What makes the return of measles so dangerous and disheartening?
It was declared eradicated, but more than 80 cases of measles in California – most occurring in children whose parents declined vaccination – mean we must redouble our efforts to vaccinate.
Here’s the latest update on the outbreak, and what you can do to protect your children and yourself.
By David Martin, President and CEO of VeinInnovations
The vaccine debate invites vitriol on both sides. The root of this intense ire is fear; fear of chemicals, of autism, of lessened herd immunity, of deadly diseases we once considered eradicated.
Measles was declared eradicated in the United States in 2000. (Elimination of a disease is defined by the absence of continuous disease transmission for one year or more in a specific geographical area.)
Measles Fast Facts
- •Measles can only survive in a human host. It is one of the most contagious diseases on earth. An infected person can spread the virus by coughing or sneezing. The virus can live for up to two hours in the airspace or on a surface where an infected person coughed or sneezed.

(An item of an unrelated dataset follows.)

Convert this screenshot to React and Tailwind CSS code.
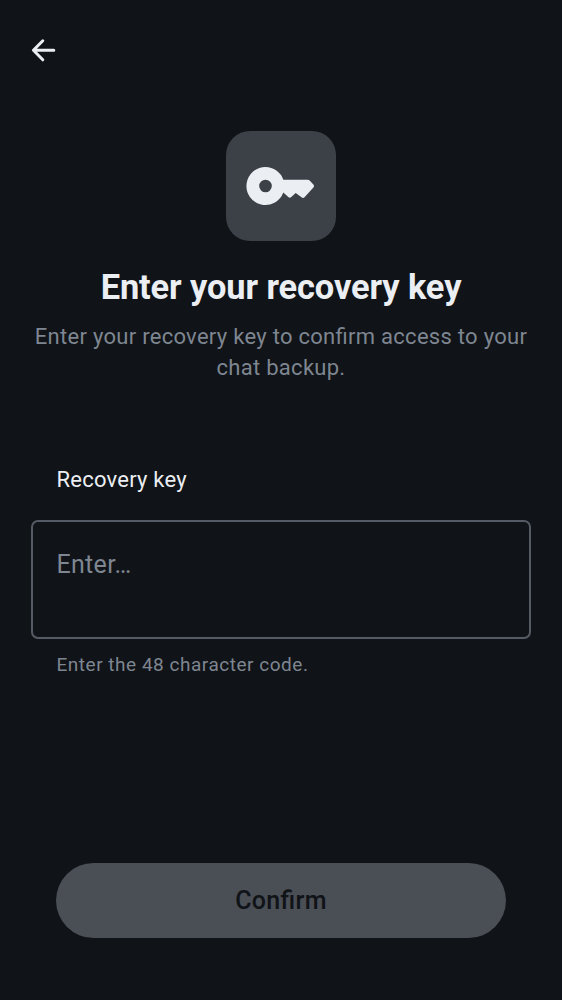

- •In 2004, there were only 34 cases of measles in the United States. In 2014 there were 644 cases in 27 states (with 23 total outbreaks.) It was the largest number of cases since 2000.
- •The measles, mumps and rubella vaccine was falsely linked to autism in 2008.
- •Measles is a leading cause of death among young children. In 2013, there were 145,700 global measles deaths. That’s 400 deaths a day, or 16 deaths an hour.
- •Global vaccination rates are rising. In 2013, 84 percent of children received one dose of the measles vaccine by age one. Measles vaccinations resulted in a 75 percent drop in measles deaths from 2000 and 2013.
- •No vaccine is 100 percent effective, but the measles vaccine is close. One dose of the vaccine is 93 percent effective at preventing measles. People that get two doses of vaccines enjoy a 97 percent efficacy rate.
The current outbreak of measles is disheartening, to say the least. As of this writing, the CDC has confirmed 84 cases of measles. The majority of the cases are in California, where statistically significant groups of parents have declined to vaccinate their children. People who refuse vaccines tend to cluster, damaging herd immunity and exacerbating outbreaks.
But in some areas, at least, the anti-vaccination trend shows modest signs of reversing. In Maricopa County, Arizona, health officials reported a 50 percent rise in vaccination requests from last year. Three clinics experienced such large surges that lines formed and extra nurses had to be called in.
Globally, eradication efforts continue with success. The World Health Organization reports that the measles vaccination prevented as estimated 15.6 million deaths. In 2013, about 205 million children were vaccinated in mass vaccination campaigns across 34 countries.
But more can be done. In populations with high rates of malnutrition and insufficient health care, up to 10 percent of measles cases end in death. Unvaccinated children have the highest risk of measles and resulting complications. Ninety-five percent of deaths due to measles happen in countries with low per-capita incomes and weak health infrastructures.
The Measles and Rubella Initiative is a global partnership to stop measles and rubella. It is a collaborative effort of the WHO, UNICEF, the American Red Cross, the CDC and the United Nations Foundation. You can learn more about the M&R Initiative (and make a donation to the worthy cause!) on their website, http://www.measlesrubellainitiative.org.
Looking to find a way to help at home? The best thing you can do is get vaccinated and make sure your kids are vaccinated, too.